Keith Rodriguez, Lafayette, La., for trustee.

REASONS FOR JUDGMENT
RODNEY BERNARD JR., Bankruptcy Judge

This cause came on for hearing upon the motion of Acadiana Bank for removal of the trustee, Charles N. Wooten, at Opelousas, Louisiana on May 15, 1985.

These bankruptcy cases were filed on February 4, 1983 and the trustee was appointed that day. The schedules of assets and liabilities in the corporate case, filed March 21, 1983, reveal debts totaling $1,370,463.64 and property valued at $463,989.00. Neither the debtor’s summary nor the trustee’s inventory reveal the existence of accounts receivable totaling $509,000.00. The collection of these accounts receivable, assigned to Acadiana Bank, is one of the bones of contention herein. The other is the sale of the sole asset of Rent-a-Space, Inc., thirty-four (34%) percent of the capital stock of which was owned by the debtors, Harold Lemoine and his wife.

Acadiana Bank alleges as the basis of its motion that the trustee has allowed the assets of the debtors to diminish by failing to collect over $300,000.00 in accounts receivable and has prejudiced the rights of all creditors by allowing a below market price sale, without notice, of the principal asset of a corporation in which the individual debtors held a 35% interest.

Brief History of Acadiana Electrical:

Acadiana Electrical Service, Inc. was incorporated by Harold P. Lemoine on February 1, 1974. Mr. Lemoine was the sole stockholder having been issued 52,000 of the authorized 100,000 shares. Mr. Lemoine and his wife, Marie Wellen Fontenot Lemoine were the first directors. The registered agent of the corporation was the lawfirm of DeVillier, Ardoin and Morrow of Eunice, Louisiana. The senior partner of that lawfirm is Veil David DeVillier, hereinafter referred to simply as DeVillier.

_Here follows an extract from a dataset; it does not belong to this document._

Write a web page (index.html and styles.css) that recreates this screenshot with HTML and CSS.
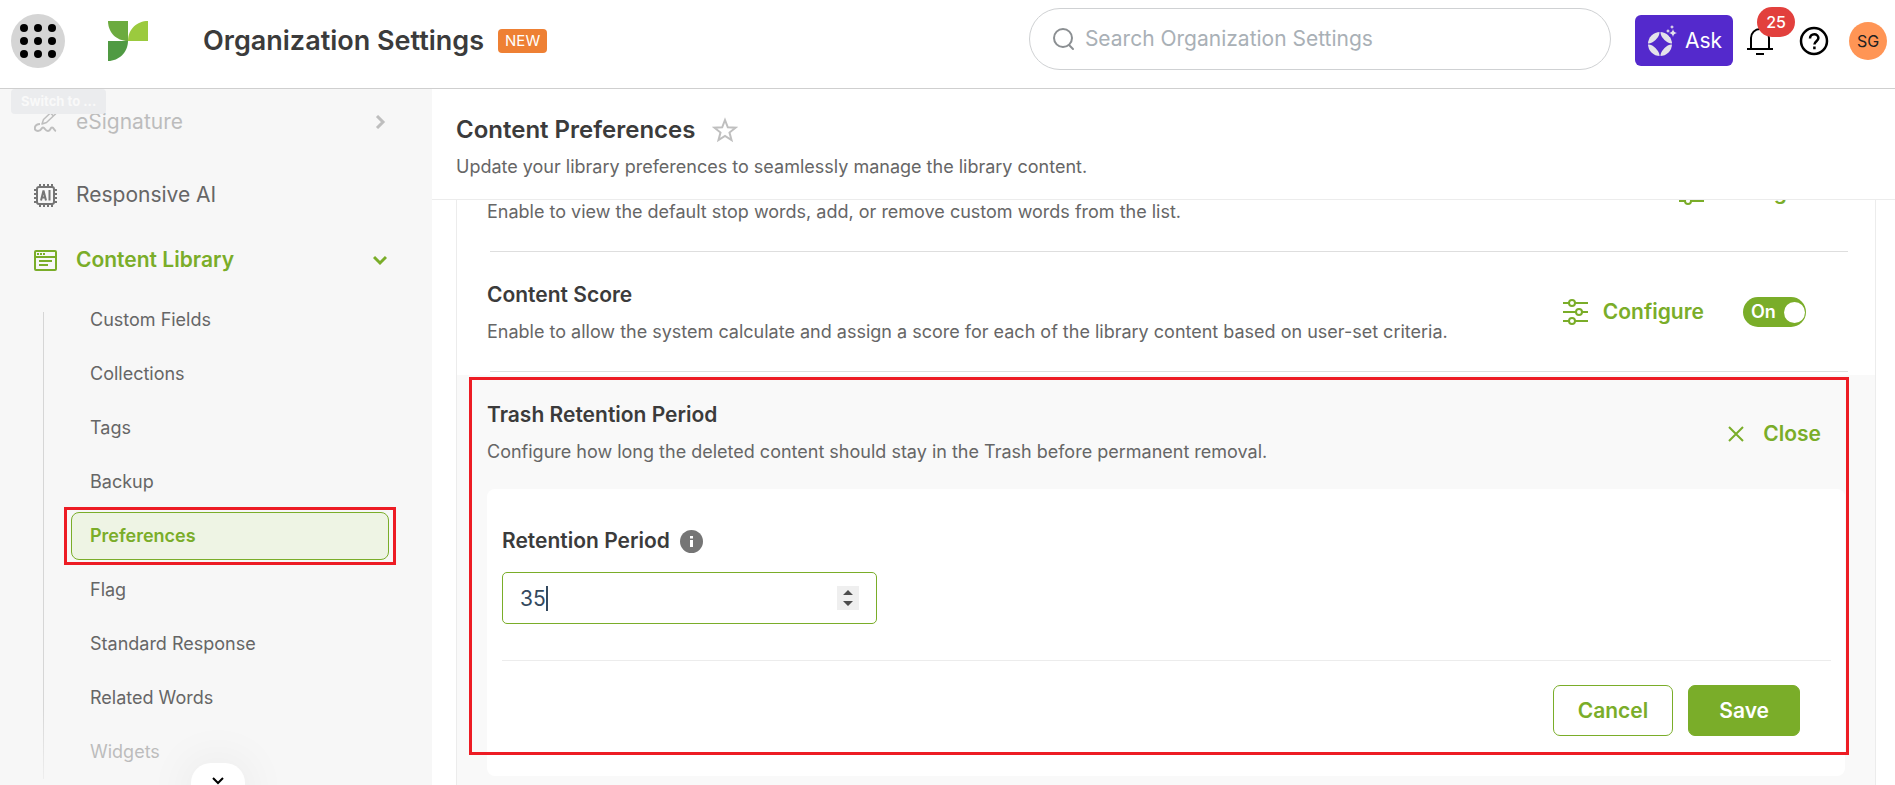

The corporation engaged in the business of electrical contracting and according to Mr. Lemoine’s uncontradicted testimony he was approached by his attorney, DeVillier, wearing his hat as President of Acadiana Bank, with an offer to finance the corporation so that it might expand. By sometime in 1982 the corporation owed the bank about $1,000,000.00. This obligation was secured by mortgages, collateral notes, pledges of accounts receivable and subsequently by a voting trust of the capital stock of Acadiana Electrical. DeVillier advised the debtor that the Board of Directors of this corporation was to be reconstructed. Lemoine’s two sons, then members of the Board, were to be deleted and the new Board would be composed of Mr.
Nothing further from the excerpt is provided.